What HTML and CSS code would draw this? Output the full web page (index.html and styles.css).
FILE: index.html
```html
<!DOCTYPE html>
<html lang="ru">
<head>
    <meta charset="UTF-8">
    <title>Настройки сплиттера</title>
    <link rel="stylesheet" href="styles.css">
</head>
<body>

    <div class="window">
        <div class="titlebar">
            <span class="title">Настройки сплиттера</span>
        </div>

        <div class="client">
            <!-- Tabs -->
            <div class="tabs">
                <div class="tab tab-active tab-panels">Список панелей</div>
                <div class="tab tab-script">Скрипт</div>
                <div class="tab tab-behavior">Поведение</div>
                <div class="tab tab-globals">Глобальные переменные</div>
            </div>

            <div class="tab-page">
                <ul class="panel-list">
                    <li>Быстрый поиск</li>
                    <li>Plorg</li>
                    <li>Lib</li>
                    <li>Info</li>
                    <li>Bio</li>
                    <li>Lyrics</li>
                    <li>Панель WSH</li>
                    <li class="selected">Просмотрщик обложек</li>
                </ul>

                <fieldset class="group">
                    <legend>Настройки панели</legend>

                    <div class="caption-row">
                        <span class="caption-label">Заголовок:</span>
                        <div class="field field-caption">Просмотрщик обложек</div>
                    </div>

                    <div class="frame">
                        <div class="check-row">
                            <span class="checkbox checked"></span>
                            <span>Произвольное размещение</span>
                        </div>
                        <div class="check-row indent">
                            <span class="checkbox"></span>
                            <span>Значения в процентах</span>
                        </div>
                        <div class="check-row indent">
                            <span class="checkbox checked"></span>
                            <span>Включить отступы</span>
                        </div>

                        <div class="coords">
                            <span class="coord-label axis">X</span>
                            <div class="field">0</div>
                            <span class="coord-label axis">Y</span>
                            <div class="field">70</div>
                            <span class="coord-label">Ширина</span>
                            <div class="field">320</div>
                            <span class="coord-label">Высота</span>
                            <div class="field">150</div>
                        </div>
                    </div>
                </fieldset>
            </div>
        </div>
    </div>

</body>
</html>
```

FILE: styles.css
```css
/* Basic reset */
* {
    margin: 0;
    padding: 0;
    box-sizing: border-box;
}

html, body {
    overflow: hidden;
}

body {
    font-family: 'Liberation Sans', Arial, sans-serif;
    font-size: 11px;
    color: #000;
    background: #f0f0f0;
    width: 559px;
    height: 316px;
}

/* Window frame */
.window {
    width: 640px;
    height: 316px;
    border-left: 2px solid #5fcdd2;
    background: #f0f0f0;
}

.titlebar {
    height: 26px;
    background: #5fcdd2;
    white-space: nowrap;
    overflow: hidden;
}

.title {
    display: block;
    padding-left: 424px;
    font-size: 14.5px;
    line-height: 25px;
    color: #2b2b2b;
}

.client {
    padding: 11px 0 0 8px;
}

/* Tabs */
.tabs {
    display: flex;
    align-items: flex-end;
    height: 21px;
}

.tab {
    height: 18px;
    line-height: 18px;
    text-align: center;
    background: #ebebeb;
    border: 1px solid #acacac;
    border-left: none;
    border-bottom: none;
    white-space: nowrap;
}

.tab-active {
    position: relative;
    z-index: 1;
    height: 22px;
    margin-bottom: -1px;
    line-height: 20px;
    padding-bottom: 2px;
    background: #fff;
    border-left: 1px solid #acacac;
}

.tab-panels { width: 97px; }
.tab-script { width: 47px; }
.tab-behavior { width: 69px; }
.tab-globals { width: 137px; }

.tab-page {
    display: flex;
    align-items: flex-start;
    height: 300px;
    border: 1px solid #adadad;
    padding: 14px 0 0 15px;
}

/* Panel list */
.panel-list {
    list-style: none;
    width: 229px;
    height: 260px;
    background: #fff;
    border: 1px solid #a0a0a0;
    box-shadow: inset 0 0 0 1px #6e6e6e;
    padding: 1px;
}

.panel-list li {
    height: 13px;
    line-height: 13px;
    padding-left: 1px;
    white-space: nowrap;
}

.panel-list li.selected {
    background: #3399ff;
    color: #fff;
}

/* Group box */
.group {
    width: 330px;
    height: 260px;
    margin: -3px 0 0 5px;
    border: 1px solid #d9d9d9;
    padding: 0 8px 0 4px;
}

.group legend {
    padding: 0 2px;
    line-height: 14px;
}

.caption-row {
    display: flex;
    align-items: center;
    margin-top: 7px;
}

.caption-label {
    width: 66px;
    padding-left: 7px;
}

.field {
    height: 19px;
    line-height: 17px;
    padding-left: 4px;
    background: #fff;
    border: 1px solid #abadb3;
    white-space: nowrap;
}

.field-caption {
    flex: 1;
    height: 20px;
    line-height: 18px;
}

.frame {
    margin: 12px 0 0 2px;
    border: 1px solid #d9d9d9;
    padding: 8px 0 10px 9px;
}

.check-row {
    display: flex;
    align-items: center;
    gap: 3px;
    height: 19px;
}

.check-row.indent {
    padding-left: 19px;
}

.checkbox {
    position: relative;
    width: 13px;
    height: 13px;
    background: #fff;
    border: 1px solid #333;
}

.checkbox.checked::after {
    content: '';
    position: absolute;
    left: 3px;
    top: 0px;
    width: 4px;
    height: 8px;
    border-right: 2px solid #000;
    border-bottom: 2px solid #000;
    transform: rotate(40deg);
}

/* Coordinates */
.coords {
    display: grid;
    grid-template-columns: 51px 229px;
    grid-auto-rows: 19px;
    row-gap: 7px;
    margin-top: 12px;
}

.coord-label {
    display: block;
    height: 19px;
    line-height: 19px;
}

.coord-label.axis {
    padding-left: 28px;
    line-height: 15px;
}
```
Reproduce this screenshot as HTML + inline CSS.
┄┄┄┄┄┄
Exercise requirements
Extract every entry in the listing word for word.

Final answer
What HTML and CSS code would draw this? Output the full web page (index.html and styles.css).
FILE: index.html
```html
<!DOCTYPE html>
<html lang="ru">
<head>
    <meta charset="UTF-8">
    <title>Настройки сплиттера</title>
    <link rel="stylesheet" href="styles.css">
</head>
<body>

    <div class="window">
        <div class="titlebar">
            <span class="title">Настройки сплиттера</span>
        </div>

        <div class="client">
            <!-- Tabs -->
            <div class="tabs">
                <div class="tab tab-active tab-panels">Список панелей</div>
                <div class="tab tab-script">Скрипт</div>
                <div class="tab tab-behavior">Поведение</div>
                <div class="tab tab-globals">Глобальные переменные</div>
            </div>

            <div class="tab-page">
                <ul class="panel-list">
                    <li>Быстрый поиск</li>
                    <li>Plorg</li>
                    <li>Lib</li>
                    <li>Info</li>
                    <li>Bio</li>
                    <li>Lyrics</li>
                    <li>Панель WSH</li>
                    <li class="selected">Просмотрщик обложек</li>
                </ul>

                <fieldset class="group">
                    <legend>Настройки панели</legend>

                    <div class="caption-row">
                        <span class="caption-label">Заголовок:</span>
                        <div class="field field-caption">Просмотрщик обложек</div>
                    </div>

                    <div class="frame">
                        <div class="check-row">
                            <span class="checkbox checked"></span>
                            <span>Произвольное размещение</span>
                        </div>
                        <div class="check-row indent">
                            <span class="checkbox"></span>
                            <span>Значения в процентах</span>
                        </div>
                        <div class="check-row indent">
                            <span class="checkbox checked"></span>
                            <span>Включить отступы</span>
                        </div>

                        <div class="coords">
                            <span class="coord-label axis">X</span>
                            <div class="field">0</div>
                            <span class="coord-label axis">Y</span>
                            <div class="field">70</div>
                            <span class="coord-label">Ширина</span>
                            <div class="field">320</div>
                            <span class="coord-label">Высота</span>
                            <div class="field">150</div>
                        </div>
                    </div>
                </fieldset>
            </div>
        </div>
    </div>

</body>
</html>
```

FILE: styles.css
```css
/* Basic reset */
* {
    margin: 0;
    padding: 0;
    box-sizing: border-box;
}

html, body {
    overflow: hidden;
}

body {
    font-family: 'Liberation Sans', Arial, sans-serif;
    font-size: 11px;
    color: #000;
    background: #f0f0f0;
    width: 559px;
    height: 316px;
}

/* Window frame */
.window {
    width: 640px;
    height: 316px;
    border-left: 2px solid #5fcdd2;
    background: #f0f0f0;
}

.titlebar {
    height: 26px;
    background: #5fcdd2;
    white-space: nowrap;
    overflow: hidden;
}

.title {
    display: block;
    padding-left: 424px;
    font-size: 14.5px;
    line-height: 25px;
    color: #2b2b2b;
}

.client {
    padding: 11px 0 0 8px;
}

/* Tabs */
.tabs {
    display: flex;
    align-items: flex-end;
    height: 21px;
}

.tab {
    height: 18px;
    line-height: 18px;
    text-align: center;
    background: #ebebeb;
    border: 1px solid #acacac;
    border-left: none;
    border-bottom: none;
    white-space: nowrap;
}

.tab-active {
    position: relative;
    z-index: 1;
    height: 22px;
    margin-bottom: -1px;
    line-height: 20px;
    padding-bottom: 2px;
    background: #fff;
    border-left: 1px solid #acacac;
}

.tab-panels { width: 97px; }
.tab-script { width: 47px; }
.tab-behavior { width: 69px; }
.tab-globals { width: 137px; }

.tab-page {
    display: flex;
    align-items: flex-start;
    height: 300px;
    border: 1px solid #adadad;
    padding: 14px 0 0 15px;
}

/* Panel list */
.panel-list {
    list-style: none;
    width: 229px;
    height: 260px;
    background: #fff;
    border: 1px solid #a0a0a0;
    box-shadow: inset 0 0 0 1px #6e6e6e;
    padding: 1px;
}

.panel-list li {
    height: 13px;
    line-height: 13px;
    padding-left: 1px;
    white-space: nowrap;
}

.panel-list li.selected {
    background: #3399ff;
    color: #fff;
}

/* Group box */
.group {
    width: 330px;
    height: 260px;
    margin: -3px 0 0 5px;
    border: 1px solid #d9d9d9;
    padding: 0 8px 0 4px;
}

.group legend {
    padding: 0 2px;
    line-height: 14px;
}

.caption-row {
    display: flex;
    align-items: center;
    margin-top: 7px;
}

.caption-label {
    width: 66px;
    padding-left: 7px;
}

.field {
    height: 19px;
    line-height: 17px;
    padding-left: 4px;
    background: #fff;
    border: 1px solid #abadb3;
    white-space: nowrap;
}

.field-caption {
    flex: 1;
    height: 20px;
    line-height: 18px;
}

.frame {
    margin: 12px 0 0 2px;
    border: 1px solid #d9d9d9;
    padding: 8px 0 10px 9px;
}

.check-row {
    display: flex;
    align-items: center;
    gap: 3px;
    height: 19px;
}

.check-row.indent {
    padding-left: 19px;
}

.checkbox {
    position: relative;
    width: 13px;
    height: 13px;
    background: #fff;
    border: 1px solid #333;
}

.checkbox.checked::after {
    content: '';
    position: absolute;
    left: 3px;
    top: 0px;
    width: 4px;
    height: 8px;
    border-right: 2px solid #000;
    border-bottom: 2px solid #000;
    transform: rotate(40deg);
}

/* Coordinates */
.coords {
    display: grid;
    grid-template-columns: 51px 229px;
    grid-auto-rows: 19px;
    row-gap: 7px;
    margin-top: 12px;
}

.coord-label {
    display: block;
    height: 19px;
    line-height: 19px;
}

.coord-label.axis {
    padding-left: 28px;
    line-height: 15px;
}
```
Reproduce this screenshot as HTML + inline CSS.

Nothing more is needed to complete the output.